◆ Task details: Write the material out again in full, word for word. Do not include the pictures.

--- START OF Source excerpt ---

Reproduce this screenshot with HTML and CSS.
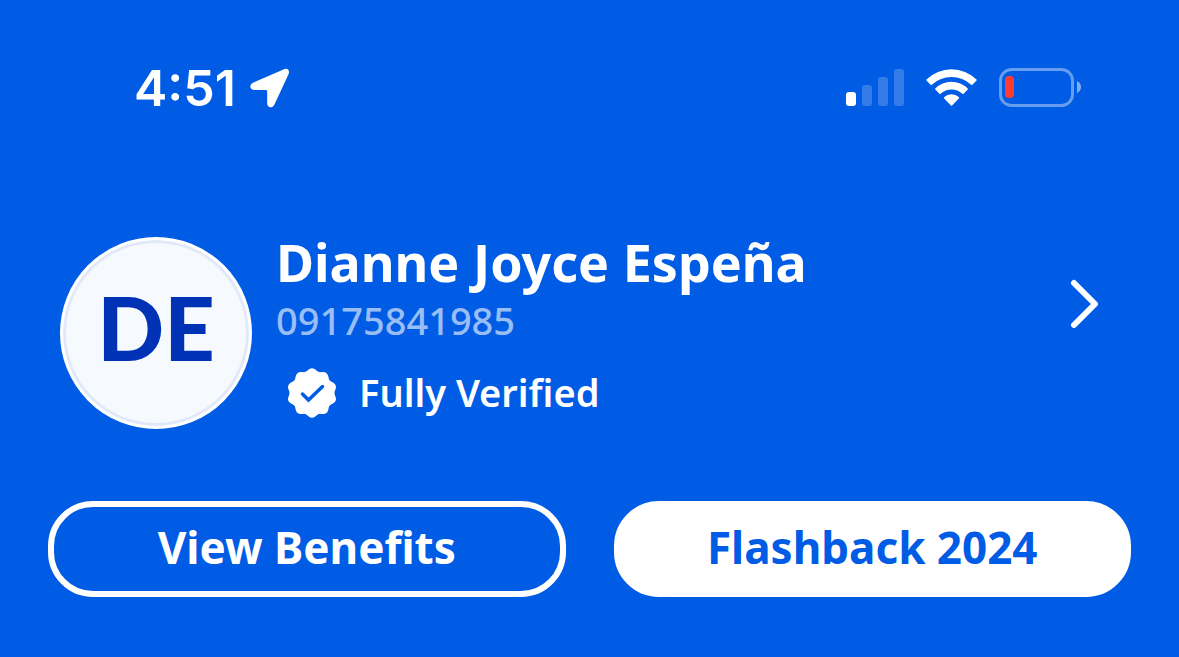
FILE: index.html
```html
<!DOCTYPE html>
<html lang="en">
<head>
    <meta charset="UTF-8">
    <meta name="viewport" content="width=device-width, initial-scale=1.0">
    <title>Profile</title>
    <link rel="stylesheet" href="styles.css">
</head>
<body>
    <header class="status-bar">
        <div class="status-left">
            <span class="time">4:51</span>
            <svg class="location-icon" width="40" height="40" viewBox="0 0 40 40" aria-hidden="true">
                <path d="M34 1.2 L3 14.8 C-1.2 16.8 -.2 22 4 22 L16 22 Q17.2 22 17.2 23.2 L17.2 35.5 C17.2 40 22.4 40.6 24.2 37 L38.4 6.4 C40.2 2.4 37.6 -.4 34 1.2 Z" fill="#fff"/>
            </svg>
        </div>
        <div class="status-right">
            <svg width="58" height="37" viewBox="0 0 58 37" aria-hidden="true">
                <rect x="0" y="23" width="10" height="14" rx="3" fill="#fff"/>
                <g fill="#fff" fill-opacity=".2">
                    <rect x="16" y="16" width="10" height="21" rx="3"/>
                    <rect x="32" y="8" width="10" height="29" rx="3"/>
                    <rect x="48" y="0" width="10" height="37" rx="3"/>
                </g>
            </svg>
            <svg width="51" height="37" viewBox="0 0 51 37" aria-hidden="true">
                <g fill="#fff">
                    <path d="M.5 10.4 A36 36 0 0 1 50.5 10.4 Q51 11 50.5 11.5 L46.4 15.7 Q45.8 16.2 45.2 15.7 A29 29 0 0 0 5.8 15.7 Q5.2 16.2 4.6 15.7 L.5 11.5 Q0 11 .5 10.4 Z"/>
                    <path d="M9.3 19.4 A23 23 0 0 1 41.7 19.4 Q42.2 20 41.7 20.5 L37.6 24.7 Q37 25.2 36.4 24.7 A16 16 0 0 0 14.6 24.7 Q14 25.2 13.4 24.7 L9.3 20.5 Q8.8 20 9.3 19.4 Z"/>
                    <path d="M18 28.2 A11 11 0 0 1 33 28.2 Q33.5 28.8 33 29.3 L26.1 36.4 Q25.5 37 24.9 36.4 L18 29.3 Q17.5 28.8 18 28.2 Z"/>
                </g>
            </svg>
            <svg width="83" height="39" viewBox="0 0 83 39" aria-hidden="true">
                <rect x="1.5" y="1.5" width="72" height="36" rx="11" fill="none" stroke="#fff" stroke-opacity=".4" stroke-width="3"/>
                <path d="M78 13 Q82 15 82 19 T78 25 Z" fill="#fff" fill-opacity=".5"/>
                <rect x="6" y="8" width="9" height="22" rx="4" fill="#ff3b30"/>
            </svg>
        </div>
    </header>

    <main>
        <a class="profile" href="#profile">
            <span class="avatar">DE</span>
            <span class="info">
                <strong class="name">Dianne Joyce Espeña</strong>
                <span class="phone">09175841985</span>
                <span class="verified">
                    <svg width="50" height="50" viewBox="0 0 50 50" aria-hidden="true">
                        <path d="M20.5 2.6 Q25 -2 29.5 2.6 Q31.5 4.6 34.5 4 Q40.8 3.2 41.6 9.5 Q41.8 12.6 45 14 Q50.8 17 48.2 22 Q46.8 25 48.2 28 Q50.8 33 45 36 Q41.8 37.4 41.6 40.5 Q40.8 46.8 34.5 46 Q31.5 45.4 29.5 47.4 Q25 52 20.5 47.4 Q18.5 45.4 15.5 46 Q9.2 46.8 8.4 40.5 Q8.2 37.4 5 36 Q-.8 33 1.8 28 Q3.2 25 1.8 22 Q-.8 17 5 14 Q8.2 12.6 8.4 9.5 Q9.2 3.2 15.5 4 Q18.5 4.6 20.5 2.6 Z" fill="#fff"/>
                        <path d="M15.5 26 L21.5 32 L35.5 18.500" fill="none" stroke="#005ce5" stroke-width="3.500" stroke-linecap="round"/>
                    </svg>
                    <span>Fully Verified</span>
                </span>
            </span>
            <svg class="chevron" width="30" height="50" viewBox="0 0 30 50" aria-hidden="true">
                <path d="M4 4 L25 25 L4 46" fill="none" stroke="#fff" stroke-width="6" stroke-linecap="round" stroke-linejoin="round"/>
            </svg>
        </a>

        <div class="actions">
            <button type="button" class="btn btn-outline">View Benefits</button>
            <button type="button" class="btn btn-solid">Flashback 2024</button>
        </div>
    </main>
</body>
</html>
```
FILE: styles.css
```css
* {
    box-sizing: border-box;
}

body {
    margin: 0;
    min-height: 100vh;
    background-color: #005ce5;
    color: #fff;
    font-family: 'Noto Sans', sans-serif;
}

.status-bar {
    display: flex;
    justify-content: space-between;
    align-items: center;
    padding: 58px 97px 0 134px;
    font-family: 'Inter', sans-serif;
}

.status-left,
.status-right {
    display: flex;
    align-items: center;
}

.status-left {
    gap: 14px;
}

.status-right {
    gap: 22px;
    padding-bottom: 2px;
}

.time {
    font-size: 50px;
    font-weight: 600;
    line-height: 60px;
}

.profile {
    display: flex;
    align-items: flex-start;
    gap: 24px;
    padding: 119px 79px 0 60px;
    color: inherit;
    text-decoration: none;
}

.avatar {
    flex: none;
    display: flex;
    align-items: center;
    justify-content: center;
    width: 192px;
    height: 192px;
    padding-bottom: 12px;
    border: 3px solid #fff;
    border-radius: 50%;
    background-color: #f6f9fe;
    box-shadow: inset 0 0 0 3px #e1e9f9;
    color: #0032b5;
    font-family: 'Lato', sans-serif;
    font-size: 88px;
    font-weight: 900;
}

.info {
    flex: 1;
    display: flex;
    flex-direction: column;
}

.name {
    font-size: 52px;
    font-weight: 700;
    line-height: 50px;
}

.phone {
    font-size: 38px;
    font-weight: 500;
    line-height: 66px;
    color: #99bef5;
}

.verified {
    display: flex;
    align-items: center;
    gap: 22px;
    margin-top: 15px;
    padding-left: 11px;
    font-size: 38px;
    font-weight: 600;
    line-height: 48px;
}

.verified span {
    padding-bottom: 2px;
}

.chevron {
    flex: none;
    margin-top: 42px;
}

.actions {
    display: grid;
    grid-template-columns: 1fr 1fr;
    gap: 48px;
    padding: 72px 48px 60px;
}

.btn {
    height: 96px;
    padding: 0 0 4px;
    border: 6px solid #fff;
    border-radius: 45px;
    font-family: inherit;
    font-size: 44px;
    font-weight: 700;
    cursor: pointer;
}

.btn-outline {
    background-color: transparent;
    color: #fff;
}

.btn-solid {
    background-color: #fff;
    color: #005ce5;
}
```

--- END OF Source excerpt ---

◆ Answer to this task:
Reproduce this screenshot with HTML and CSS.
FILE: index.html
```html
<!DOCTYPE html>
<html lang="en">
<head>
    <meta charset="UTF-8">
    <meta name="viewport" content="width=device-width, initial-scale=1.0">
    <title>Profile</title>
    <link rel="stylesheet" href="styles.css">
</head>
<body>
    <header class="status-bar">
        <div class="status-left">
            <span class="time">4:51</span>
            <svg class="location-icon" width="40" height="40" viewBox="0 0 40 40" aria-hidden="true">
                <path d="M34 1.2 L3 14.8 C-1.2 16.8 -.2 22 4 22 L16 22 Q17.2 22 17.2 23.2 L17.2 35.5 C17.2 40 22.4 40.6 24.2 37 L38.4 6.4 C40.2 2.4 37.6 -.4 34 1.2 Z" fill="#fff"/>
            </svg>
        </div>
        <div class="status-right">
            <svg width="58" height="37" viewBox="0 0 58 37" aria-hidden="true">
                <rect x="0" y="23" width="10" height="14" rx="3" fill="#fff"/>
                <g fill="#fff" fill-opacity=".2">
                    <rect x="16" y="16" width="10" height="21" rx="3"/>
                    <rect x="32" y="8" width="10" height="29" rx="3"/>
                    <rect x="48" y="0" width="10" height="37" rx="3"/>
                </g>
            </svg>
            <svg width="51" height="37" viewBox="0 0 51 37" aria-hidden="true">
                <g fill="#fff">
                    <path d="M.5 10.4 A36 36 0 0 1 50.5 10.4 Q51 11 50.5 11.5 L46.4 15.7 Q45.8 16.2 45.2 15.7 A29 29 0 0 0 5.8 15.7 Q5.2 16.2 4.6 15.7 L.5 11.5 Q0 11 .5 10.4 Z"/>
                    <path d="M9.3 19.4 A23 23 0 0 1 41.7 19.4 Q42.2 20 41.7 20.5 L37.6 24.7 Q37 25.2 36.4 24.7 A16 16 0 0 0 14.6 24.7 Q14 25.2 13.4 24.7 L9.3 20.5 Q8.8 20 9.3 19.4 Z"/>
                    <path d="M18 28.2 A11 11 0 0 1 33 28.2 Q33.5 28.8 33 29.3 L26.1 36.4 Q25.5 37 24.9 36.4 L18 29.3 Q17.5 28.8 18 28.2 Z"/>
                </g>
            </svg>
            <svg width="83" height="39" viewBox="0 0 83 39" aria-hidden="true">
                <rect x="1.5" y="1.5" width="72" height="36" rx="11" fill="none" stroke="#fff" stroke-opacity=".4" stroke-width="3"/>
                <path d="M78 13 Q82 15 82 19 T78 25 Z" fill="#fff" fill-opacity=".5"/>
                <rect x="6" y="8" width="9" height="22" rx="4" fill="#ff3b30"/>
            </svg>
        </div>
    </header>

    <main>
        <a class="profile" href="#profile">
            <span class="avatar">DE</span>
            <span class="info">
                <strong class="name">Dianne Joyce Espeña</strong>
                <span class="phone">09175841985</span>
                <span class="verified">
                    <svg width="50" height="50" viewBox="0 0 50 50" aria-hidden="true">
                        <path d="M20.5 2.6 Q25 -2 29.5 2.6 Q31.5 4.6 34.5 4 Q40.8 3.2 41.6 9.5 Q41.8 12.6 45 14 Q50.8 17 48.2 22 Q46.8 25 48.2 28 Q50.8 33 45 36 Q41.8 37.4 41.6 40.5 Q40.8 46.8 34.5 46 Q31.5 45.4 29.5 47.4 Q25 52 20.5 47.4 Q18.5 45.4 15.5 46 Q9.2 46.8 8.4 40.5 Q8.2 37.4 5 36 Q-.8 33 1.8 28 Q3.2 25 1.8 22 Q-.8 17 5 14 Q8.2 12.6 8.4 9.5 Q9.2 3.2 15.5 4 Q18.5 4.6 20.5 2.6 Z" fill="#fff"/>
                        <path d="M15.5 26 L21.5 32 L35.5 18.500" fill="none" stroke="#005ce5" stroke-width="3.500" stroke-linecap="round"/>
                    </svg>
                    <span>Fully Verified</span>
                </span>
            </span>
            <svg class="chevron" width="30" height="50" viewBox="0 0 30 50" aria-hidden="true">
                <path d="M4 4 L25 25 L4 46" fill="none" stroke="#fff" stroke-width="6" stroke-linecap="round" stroke-linejoin="round"/>
            </svg>
        </a>

        <div class="actions">
            <button type="button" class="btn btn-outline">View Benefits</button>
            <button type="button" class="btn btn-solid">Flashback 2024</button>
        </div>
    </main>
</body>
</html>
```
FILE: styles.css
```css
* {
    box-sizing: border-box;
}

body {
    margin: 0;
    min-height: 100vh;
    background-color: #005ce5;
    color: #fff;
    font-family: 'Noto Sans', sans-serif;
}

.status-bar {
    display: flex;
    justify-content: space-between;
    align-items: center;
    padding: 58px 97px 0 134px;
    font-family: 'Inter', sans-serif;
}

.status-left,
.status-right {
    display: flex;
    align-items: center;
}

.status-left {
    gap: 14px;
}

.status-right {
    gap: 22px;
    padding-bottom: 2px;
}

.time {
    font-size: 50px;
    font-weight: 600;
    line-height: 60px;
}

.profile {
    display: flex;
    align-items: flex-start;
    gap: 24px;
    padding: 119px 79px 0 60px;
    color: inherit;
    text-decoration: none;
}

.avatar {
    flex: none;
    display: flex;
    align-items: center;
    justify-content: center;
    width: 192px;
    height: 192px;
    padding-bottom: 12px;
    border: 3px solid #fff;
    border-radius: 50%;
    background-color: #f6f9fe;
    box-shadow: inset 0 0 0 3px #e1e9f9;
    color: #0032b5;
    font-family: 'Lato', sans-serif;
    font-size: 88px;
    font-weight: 900;
}

.info {
    flex: 1;
    display: flex;
    flex-direction: column;
}

.name {
    font-size: 52px;
    font-weight: 700;
    line-height: 50px;
}

.phone {
    font-size: 38px;
    font-weight: 500;
    line-height: 66px;
    color: #99bef5;
}

.verified {
    display: flex;
    align-items: center;
    gap: 22px;
    margin-top: 15px;
    padding-left: 11px;
    font-size: 38px;
    font-weight: 600;
    line-height: 48px;
}

.verified span {
    padding-bottom: 2px;
}

.chevron {
    flex: none;
    margin-top: 42px;
}

.actions {
    display: grid;
    grid-template-columns: 1fr 1fr;
    gap: 48px;
    padding: 72px 48px 60px;
}

.btn {
    height: 96px;
    padding: 0 0 4px;
    border: 6px solid #fff;
    border-radius: 45px;
    font-family: inherit;
    font-size: 44px;
    font-weight: 700;
    cursor: pointer;
}

.btn-outline {
    background-color: transparent;
    color: #fff;
}

.btn-solid {
    background-color: #fff;
    color: #005ce5;
}
```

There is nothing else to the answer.